San Francisco promises that by 2020, no garbage will end up in a landfill. But is that really possible?
Krausz argues that San Francisco has no comprehensive plan for achieving Zero Waste, while at the same time having little control over "top of the pipe" consumption, which generates a glut of trash. "While the city has achieved success at managing waste at the end-of-pipe, it has thus far failed to address the fundamental problem of consumption, which is driving waste generation," his study notes.
Guillermo Rodriguez and Jack Macy of San Francisco's Department of the Environment counter that there is a strategy, involving a host of different measures ranging from education, to policy initiatives, to incentive programs aimed at reducing waste. They think zero waste is possible. "We're probably at 99 percent diversion here in this office," said Macy, who serves as the city's Commercial Zero Waste Coordinator. "At least 90 percent of the discard stream is recyclable and compostable," he added. And as for the last 10 percent, "that pie will be shrinking as we find more markets" for recyclables.
Krausz also raised skepticism about Recology's bid for a landfill contract that would extend until 2025, five years beyond the deadline for all waste elimination. To that, Recology's Eric Potashner responded that state law requires 15 years of disposal capacity to guarantee a safety net, regardless of municipal aspirations.
Krausz is critical of San Francisco officials for promising zero waste, but he acknowledges that manufacturers of disposable goods, not city officials, are to blame. Ambitious legislative measures such as San Francisco's mandatory composting program and a ban on plastic bags have been enacted and achieved tangible results, but for items like ubiquitous thin-film plastics, dirty diapers, synthetic materials, and the like, good solutions have yet to be found.
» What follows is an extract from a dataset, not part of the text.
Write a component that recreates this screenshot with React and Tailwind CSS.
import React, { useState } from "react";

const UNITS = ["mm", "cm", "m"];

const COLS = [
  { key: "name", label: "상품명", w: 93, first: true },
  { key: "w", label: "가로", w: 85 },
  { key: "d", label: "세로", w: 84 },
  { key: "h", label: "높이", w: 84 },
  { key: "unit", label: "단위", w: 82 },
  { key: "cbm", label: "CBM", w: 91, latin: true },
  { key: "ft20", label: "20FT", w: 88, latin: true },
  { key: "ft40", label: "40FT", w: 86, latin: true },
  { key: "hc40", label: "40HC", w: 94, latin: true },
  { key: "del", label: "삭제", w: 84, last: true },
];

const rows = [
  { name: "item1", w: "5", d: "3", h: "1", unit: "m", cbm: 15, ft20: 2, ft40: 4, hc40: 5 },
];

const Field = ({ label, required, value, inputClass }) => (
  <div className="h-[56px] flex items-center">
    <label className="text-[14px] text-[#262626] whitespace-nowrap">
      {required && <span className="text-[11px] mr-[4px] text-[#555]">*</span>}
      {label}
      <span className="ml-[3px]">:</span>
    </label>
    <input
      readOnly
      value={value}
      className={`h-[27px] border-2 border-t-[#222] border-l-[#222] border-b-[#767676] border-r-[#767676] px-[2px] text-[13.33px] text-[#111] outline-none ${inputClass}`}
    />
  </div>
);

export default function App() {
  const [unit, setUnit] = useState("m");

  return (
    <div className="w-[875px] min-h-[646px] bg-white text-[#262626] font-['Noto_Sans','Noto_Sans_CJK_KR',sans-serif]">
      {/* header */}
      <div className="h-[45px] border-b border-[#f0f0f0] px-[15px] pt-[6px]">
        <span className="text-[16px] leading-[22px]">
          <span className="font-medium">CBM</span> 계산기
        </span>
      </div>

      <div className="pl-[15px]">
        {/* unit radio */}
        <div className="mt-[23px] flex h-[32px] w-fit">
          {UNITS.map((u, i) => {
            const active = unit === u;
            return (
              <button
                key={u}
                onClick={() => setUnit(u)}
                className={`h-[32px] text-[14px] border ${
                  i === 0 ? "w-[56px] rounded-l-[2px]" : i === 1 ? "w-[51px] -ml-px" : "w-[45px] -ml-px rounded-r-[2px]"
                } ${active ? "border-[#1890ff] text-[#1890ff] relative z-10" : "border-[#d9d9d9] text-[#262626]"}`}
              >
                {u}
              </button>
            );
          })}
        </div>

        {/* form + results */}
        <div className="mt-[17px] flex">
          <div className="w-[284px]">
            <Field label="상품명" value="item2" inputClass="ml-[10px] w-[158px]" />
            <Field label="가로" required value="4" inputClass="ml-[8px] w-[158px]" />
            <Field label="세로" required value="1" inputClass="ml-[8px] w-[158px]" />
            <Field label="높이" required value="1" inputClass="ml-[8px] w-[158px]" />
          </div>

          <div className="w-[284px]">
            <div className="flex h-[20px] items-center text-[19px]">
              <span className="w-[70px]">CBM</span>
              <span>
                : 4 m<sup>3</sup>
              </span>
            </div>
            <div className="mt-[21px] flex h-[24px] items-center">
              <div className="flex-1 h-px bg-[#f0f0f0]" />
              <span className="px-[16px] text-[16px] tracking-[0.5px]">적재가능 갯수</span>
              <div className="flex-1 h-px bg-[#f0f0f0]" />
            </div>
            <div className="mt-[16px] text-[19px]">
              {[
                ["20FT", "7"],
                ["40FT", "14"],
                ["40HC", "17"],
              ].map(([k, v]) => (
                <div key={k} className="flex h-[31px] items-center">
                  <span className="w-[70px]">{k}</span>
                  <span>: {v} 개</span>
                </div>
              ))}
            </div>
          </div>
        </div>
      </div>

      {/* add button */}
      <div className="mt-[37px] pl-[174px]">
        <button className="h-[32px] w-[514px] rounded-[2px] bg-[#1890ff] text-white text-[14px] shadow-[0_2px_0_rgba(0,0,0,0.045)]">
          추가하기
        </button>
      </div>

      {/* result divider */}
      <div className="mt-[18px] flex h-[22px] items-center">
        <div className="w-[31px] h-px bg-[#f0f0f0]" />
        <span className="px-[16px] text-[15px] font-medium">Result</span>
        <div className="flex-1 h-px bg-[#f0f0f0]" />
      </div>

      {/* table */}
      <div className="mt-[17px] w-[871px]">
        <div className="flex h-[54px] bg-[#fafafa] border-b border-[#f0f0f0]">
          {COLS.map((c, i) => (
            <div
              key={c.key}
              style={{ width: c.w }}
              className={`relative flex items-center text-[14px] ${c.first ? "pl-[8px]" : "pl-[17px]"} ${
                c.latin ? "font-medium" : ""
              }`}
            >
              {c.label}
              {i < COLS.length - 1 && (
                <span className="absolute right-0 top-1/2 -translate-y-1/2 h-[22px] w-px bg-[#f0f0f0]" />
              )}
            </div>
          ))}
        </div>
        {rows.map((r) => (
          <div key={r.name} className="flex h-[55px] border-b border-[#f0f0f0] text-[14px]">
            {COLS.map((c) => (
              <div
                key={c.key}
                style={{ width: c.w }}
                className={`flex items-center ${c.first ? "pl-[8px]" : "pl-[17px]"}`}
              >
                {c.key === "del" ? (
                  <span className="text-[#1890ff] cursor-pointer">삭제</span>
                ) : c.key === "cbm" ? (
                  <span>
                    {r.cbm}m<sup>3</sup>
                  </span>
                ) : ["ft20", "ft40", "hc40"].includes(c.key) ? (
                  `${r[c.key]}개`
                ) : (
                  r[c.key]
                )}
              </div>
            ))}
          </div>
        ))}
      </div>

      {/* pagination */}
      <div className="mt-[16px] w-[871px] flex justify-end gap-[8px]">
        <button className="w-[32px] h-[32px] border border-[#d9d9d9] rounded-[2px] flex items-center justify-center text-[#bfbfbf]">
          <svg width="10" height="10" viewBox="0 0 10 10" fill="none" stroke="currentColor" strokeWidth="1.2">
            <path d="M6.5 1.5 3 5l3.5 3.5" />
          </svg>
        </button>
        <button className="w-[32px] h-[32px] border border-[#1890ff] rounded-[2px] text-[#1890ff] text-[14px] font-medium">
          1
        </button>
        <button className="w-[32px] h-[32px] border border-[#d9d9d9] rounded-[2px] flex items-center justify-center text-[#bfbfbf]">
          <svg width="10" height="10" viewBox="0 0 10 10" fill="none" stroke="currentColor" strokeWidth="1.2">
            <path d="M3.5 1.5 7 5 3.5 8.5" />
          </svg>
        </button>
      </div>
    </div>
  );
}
Krausz' study also determined that no city on the planet that's set out to do so has ever actually succeeded at achieving zero waste. "If you are a city that is a member of Western civilization as we know it, you're not going to be zero waste to landfill, because you participate in the global economy," Krausz states plainly.
SF'S TRASH PIT
On a recent Friday morning, Recology's Potashner and Paul Giusti led a tour of the city's recycling and waste processing facilities. It featured a stop at the transfer station, housed in a large warehouse off of Tunnel Road where all the refuse from the black trash bins is deposited before being carted off to the Altamont Landfill. A sweet, pungent aroma hung in the air. "We call this the pit," Giusti explained as we approached a sunken area that could have contained multiple Olympic-sized swimming pools, extending a story or two below us into the earth. "This is the last frontier," Potashner added. "The last 20 percent."
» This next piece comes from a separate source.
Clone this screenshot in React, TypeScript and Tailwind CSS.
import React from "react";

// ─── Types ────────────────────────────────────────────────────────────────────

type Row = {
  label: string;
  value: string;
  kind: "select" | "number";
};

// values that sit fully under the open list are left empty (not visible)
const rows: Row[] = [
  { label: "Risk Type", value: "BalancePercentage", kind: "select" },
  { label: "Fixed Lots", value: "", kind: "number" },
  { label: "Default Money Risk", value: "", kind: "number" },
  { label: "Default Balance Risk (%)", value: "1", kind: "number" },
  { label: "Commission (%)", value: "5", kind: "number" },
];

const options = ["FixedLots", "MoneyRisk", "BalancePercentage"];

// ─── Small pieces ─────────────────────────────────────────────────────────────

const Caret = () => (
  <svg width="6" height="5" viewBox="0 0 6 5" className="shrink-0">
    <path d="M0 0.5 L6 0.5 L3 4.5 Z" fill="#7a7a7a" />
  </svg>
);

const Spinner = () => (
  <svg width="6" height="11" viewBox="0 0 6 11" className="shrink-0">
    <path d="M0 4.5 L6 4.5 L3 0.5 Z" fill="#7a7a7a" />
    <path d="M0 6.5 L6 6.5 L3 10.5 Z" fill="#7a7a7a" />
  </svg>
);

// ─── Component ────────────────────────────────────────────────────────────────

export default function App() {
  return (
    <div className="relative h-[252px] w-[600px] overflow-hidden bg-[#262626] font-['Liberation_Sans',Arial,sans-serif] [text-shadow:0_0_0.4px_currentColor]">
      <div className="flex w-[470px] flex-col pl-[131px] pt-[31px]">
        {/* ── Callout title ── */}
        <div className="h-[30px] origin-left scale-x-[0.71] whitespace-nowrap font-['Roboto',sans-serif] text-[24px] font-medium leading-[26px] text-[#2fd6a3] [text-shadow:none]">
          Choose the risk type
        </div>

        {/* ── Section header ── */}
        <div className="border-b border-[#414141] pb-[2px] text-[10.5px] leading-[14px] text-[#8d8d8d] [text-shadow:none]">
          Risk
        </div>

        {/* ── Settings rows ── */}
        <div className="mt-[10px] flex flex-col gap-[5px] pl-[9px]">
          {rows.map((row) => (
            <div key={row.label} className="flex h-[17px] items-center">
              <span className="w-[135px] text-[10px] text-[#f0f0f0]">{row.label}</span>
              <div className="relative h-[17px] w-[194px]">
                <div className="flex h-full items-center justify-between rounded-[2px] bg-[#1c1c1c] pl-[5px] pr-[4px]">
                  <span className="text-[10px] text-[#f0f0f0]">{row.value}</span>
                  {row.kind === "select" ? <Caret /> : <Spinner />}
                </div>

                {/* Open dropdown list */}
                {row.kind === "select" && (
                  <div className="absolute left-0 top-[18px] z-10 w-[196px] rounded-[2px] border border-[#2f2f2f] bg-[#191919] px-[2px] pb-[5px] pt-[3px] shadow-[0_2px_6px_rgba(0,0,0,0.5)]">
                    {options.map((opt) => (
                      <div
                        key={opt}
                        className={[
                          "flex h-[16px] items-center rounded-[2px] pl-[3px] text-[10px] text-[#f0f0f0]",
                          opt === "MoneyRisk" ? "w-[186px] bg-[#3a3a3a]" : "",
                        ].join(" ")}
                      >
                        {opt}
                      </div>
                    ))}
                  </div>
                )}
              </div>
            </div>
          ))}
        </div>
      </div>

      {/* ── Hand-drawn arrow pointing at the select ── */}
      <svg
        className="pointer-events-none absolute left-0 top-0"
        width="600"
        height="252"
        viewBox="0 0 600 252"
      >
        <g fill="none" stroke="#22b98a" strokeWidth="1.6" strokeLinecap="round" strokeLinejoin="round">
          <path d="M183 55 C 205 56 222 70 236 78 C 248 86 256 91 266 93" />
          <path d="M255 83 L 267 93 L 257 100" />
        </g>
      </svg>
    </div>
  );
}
It was filled with an astonishing quantity of trash, making a tractor that ambled awkwardly over top the mound to compact it down appear toy-like in comparison. The sea of discarded material contained every hue, and floating around in the debris were orange juice containers, cardboard boxes, and thousands upon thousands of (banned) plastic bags. Between 200 and 300 garbage trucks eject their contents into the pit each day, and a single truck can hold up to four tons of trash.
Giusti started working for Recology, formerly NorCal Waste Systems, in 1978, following in the footsteps of his father. Back then, the pit was more like a mountain: "When I would dump my truck, I could walk up this pile," he said, gesturing toward a set of sprinklers suspended from the ceiling to indicate how high it once extended. State data confirms the story: In 2011, according to CalReycle, San Francisco sent 446,685 tons of waste to the landfill. That number has steadily declined over time; in 2007, it stood at 628,914 tons.